Eileen instructed her eyes not to fill, but of course they did. Herb handed her a napkin. She said, “Mr. Greer… um… laid out a scenario, I guess you might say… where we could possibly… well…”

“Relo,” Luke said. “Who wants this last piece?”

“All yours,” Herb said. “May you not die before you get a chance to do this crazy matriculation thing.”

Ménage à college ,” Luke said, and laughed. “He talked to you about rich alumni, didn’t he?”

Eileen put down the napkin. “Jesus, Lukey, you discussed your parents’ financial options with your guidance counselor? Who are the grownups in this conversation? I’m starting to feel confused about that.”

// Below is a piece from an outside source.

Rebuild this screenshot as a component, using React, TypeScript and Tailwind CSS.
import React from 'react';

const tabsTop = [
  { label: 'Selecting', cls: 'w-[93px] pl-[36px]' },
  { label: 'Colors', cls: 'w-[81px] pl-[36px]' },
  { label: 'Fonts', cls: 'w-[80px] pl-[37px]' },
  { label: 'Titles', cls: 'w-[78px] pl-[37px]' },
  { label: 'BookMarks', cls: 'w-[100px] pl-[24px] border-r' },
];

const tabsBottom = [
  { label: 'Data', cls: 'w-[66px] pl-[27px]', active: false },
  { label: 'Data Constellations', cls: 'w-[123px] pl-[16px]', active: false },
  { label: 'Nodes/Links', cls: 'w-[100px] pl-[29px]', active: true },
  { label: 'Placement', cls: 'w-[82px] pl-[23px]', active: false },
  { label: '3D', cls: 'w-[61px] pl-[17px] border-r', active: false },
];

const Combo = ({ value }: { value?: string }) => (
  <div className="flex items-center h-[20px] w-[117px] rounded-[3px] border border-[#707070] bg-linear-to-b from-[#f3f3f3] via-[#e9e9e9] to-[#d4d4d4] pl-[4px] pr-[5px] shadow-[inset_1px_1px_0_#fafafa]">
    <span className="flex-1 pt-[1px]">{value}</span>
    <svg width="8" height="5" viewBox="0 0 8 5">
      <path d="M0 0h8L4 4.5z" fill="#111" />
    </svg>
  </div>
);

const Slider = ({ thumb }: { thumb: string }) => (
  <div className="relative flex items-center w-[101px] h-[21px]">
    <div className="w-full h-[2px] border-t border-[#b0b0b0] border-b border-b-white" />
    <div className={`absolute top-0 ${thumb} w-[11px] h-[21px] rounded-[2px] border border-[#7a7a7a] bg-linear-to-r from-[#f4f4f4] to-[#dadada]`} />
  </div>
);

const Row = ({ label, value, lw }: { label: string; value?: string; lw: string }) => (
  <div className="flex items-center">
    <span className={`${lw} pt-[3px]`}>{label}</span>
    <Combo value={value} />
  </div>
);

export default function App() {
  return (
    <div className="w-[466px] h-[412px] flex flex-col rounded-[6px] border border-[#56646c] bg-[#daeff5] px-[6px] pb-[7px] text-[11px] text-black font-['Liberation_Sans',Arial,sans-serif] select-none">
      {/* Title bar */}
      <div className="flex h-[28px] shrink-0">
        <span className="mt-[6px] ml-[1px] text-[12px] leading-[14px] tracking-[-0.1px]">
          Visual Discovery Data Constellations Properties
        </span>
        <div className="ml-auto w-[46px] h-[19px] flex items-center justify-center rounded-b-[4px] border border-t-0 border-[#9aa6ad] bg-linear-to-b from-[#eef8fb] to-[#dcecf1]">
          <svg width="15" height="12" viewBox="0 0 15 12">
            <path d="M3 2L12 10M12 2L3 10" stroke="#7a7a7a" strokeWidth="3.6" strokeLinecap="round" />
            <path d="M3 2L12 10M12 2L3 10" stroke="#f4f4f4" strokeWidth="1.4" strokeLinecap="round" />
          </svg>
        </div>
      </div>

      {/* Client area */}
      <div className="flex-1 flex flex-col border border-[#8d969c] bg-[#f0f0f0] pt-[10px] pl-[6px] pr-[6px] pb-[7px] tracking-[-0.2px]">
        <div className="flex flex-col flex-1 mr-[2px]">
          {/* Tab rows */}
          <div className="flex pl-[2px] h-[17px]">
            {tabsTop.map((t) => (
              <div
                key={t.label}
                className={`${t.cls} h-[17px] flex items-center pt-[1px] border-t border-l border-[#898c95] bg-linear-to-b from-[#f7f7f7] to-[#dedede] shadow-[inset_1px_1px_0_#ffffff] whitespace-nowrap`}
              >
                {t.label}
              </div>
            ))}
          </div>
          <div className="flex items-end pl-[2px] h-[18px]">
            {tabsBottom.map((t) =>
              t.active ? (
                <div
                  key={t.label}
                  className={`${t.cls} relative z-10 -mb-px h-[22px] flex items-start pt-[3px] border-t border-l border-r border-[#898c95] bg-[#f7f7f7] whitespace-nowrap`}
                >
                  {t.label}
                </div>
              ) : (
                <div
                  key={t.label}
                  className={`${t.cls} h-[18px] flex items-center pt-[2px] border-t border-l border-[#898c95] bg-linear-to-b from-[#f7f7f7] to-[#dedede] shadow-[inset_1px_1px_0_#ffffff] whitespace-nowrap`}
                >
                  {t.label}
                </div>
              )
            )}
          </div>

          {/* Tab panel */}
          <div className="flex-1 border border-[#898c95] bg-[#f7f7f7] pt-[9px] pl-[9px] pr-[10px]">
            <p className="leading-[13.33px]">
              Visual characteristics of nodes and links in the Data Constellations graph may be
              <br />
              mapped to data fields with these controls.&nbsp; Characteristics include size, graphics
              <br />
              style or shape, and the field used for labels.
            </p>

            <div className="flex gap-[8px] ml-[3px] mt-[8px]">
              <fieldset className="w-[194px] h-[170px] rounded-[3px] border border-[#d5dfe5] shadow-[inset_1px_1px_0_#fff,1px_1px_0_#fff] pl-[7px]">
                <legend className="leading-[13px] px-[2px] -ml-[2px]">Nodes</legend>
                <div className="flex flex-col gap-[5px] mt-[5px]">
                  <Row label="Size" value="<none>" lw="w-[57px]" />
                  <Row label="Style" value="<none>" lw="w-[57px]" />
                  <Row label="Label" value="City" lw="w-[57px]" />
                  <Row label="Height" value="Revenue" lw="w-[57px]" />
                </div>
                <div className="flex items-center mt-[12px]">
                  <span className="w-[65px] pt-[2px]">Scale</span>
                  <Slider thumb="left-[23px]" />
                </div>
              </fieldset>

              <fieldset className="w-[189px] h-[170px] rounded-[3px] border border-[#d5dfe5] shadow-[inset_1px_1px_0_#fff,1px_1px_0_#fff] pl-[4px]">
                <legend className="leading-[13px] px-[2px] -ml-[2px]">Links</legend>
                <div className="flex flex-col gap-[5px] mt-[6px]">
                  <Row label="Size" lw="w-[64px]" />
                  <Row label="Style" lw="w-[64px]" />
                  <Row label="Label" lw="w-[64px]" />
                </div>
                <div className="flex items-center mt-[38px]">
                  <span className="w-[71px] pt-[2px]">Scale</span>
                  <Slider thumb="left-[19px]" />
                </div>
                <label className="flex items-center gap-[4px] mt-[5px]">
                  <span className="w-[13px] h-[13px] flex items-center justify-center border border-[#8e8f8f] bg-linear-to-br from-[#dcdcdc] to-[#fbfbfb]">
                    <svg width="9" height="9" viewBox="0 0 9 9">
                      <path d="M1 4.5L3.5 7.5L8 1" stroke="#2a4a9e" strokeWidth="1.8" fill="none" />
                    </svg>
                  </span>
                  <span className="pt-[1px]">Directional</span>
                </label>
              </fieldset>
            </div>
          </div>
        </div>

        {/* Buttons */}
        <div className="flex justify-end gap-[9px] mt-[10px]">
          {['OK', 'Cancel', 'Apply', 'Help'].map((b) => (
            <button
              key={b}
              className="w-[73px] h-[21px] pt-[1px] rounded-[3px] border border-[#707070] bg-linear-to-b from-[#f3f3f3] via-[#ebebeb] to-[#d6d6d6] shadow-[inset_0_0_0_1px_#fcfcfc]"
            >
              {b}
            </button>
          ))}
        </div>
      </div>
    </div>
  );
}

“Calm down, mamacita , it just stands to reason. Although my first thought was the endowment fund. The Brod has a huge one, they could pay for you to relocate out of that and never feel the pinch, but the trustees would never okay it, even though it makes logical sense.”

“It does?” Herb asked.

“Oh yeah.” Luke chewed enthusiastically, swallowed, and slurped Coke. “I’m an investment. A stock with good growth potential. Invest the nickels and reap the dollars, right? It’s how America works. The trustees could see that far, no prob, but they can’t break out of the cognitive box they’re in.”

“Cognitive box,” his father said.

“Yeah, you know. A box built as a result of the ancestral dialectic. It might even be tribal, although it’s kind of hilarious to think of a tribe of trustees. They go, ‘If we do this for him, we might have to do it for another kid.’ That’s the box. It’s, like, handed down.”

“Received wisdom,” Eileen said.

“You nailed it, Mom. The trustees’ll kick it to the wealthy alumni, the ones who made mucho megabucks thinking outside the box but still love the ol’ Broderick blue and white. Mr. Greer will be the point man. At least I hope he will. The deal is, they help me now and I help the school later on, when I’m rich and famous. I don’t actually care about being either of those things, I’m middle-class to the bone, but I might get rich anyway, as a side effect. Always assuming I don’t contract some gross disease or get killed in a terrorist attack or something.”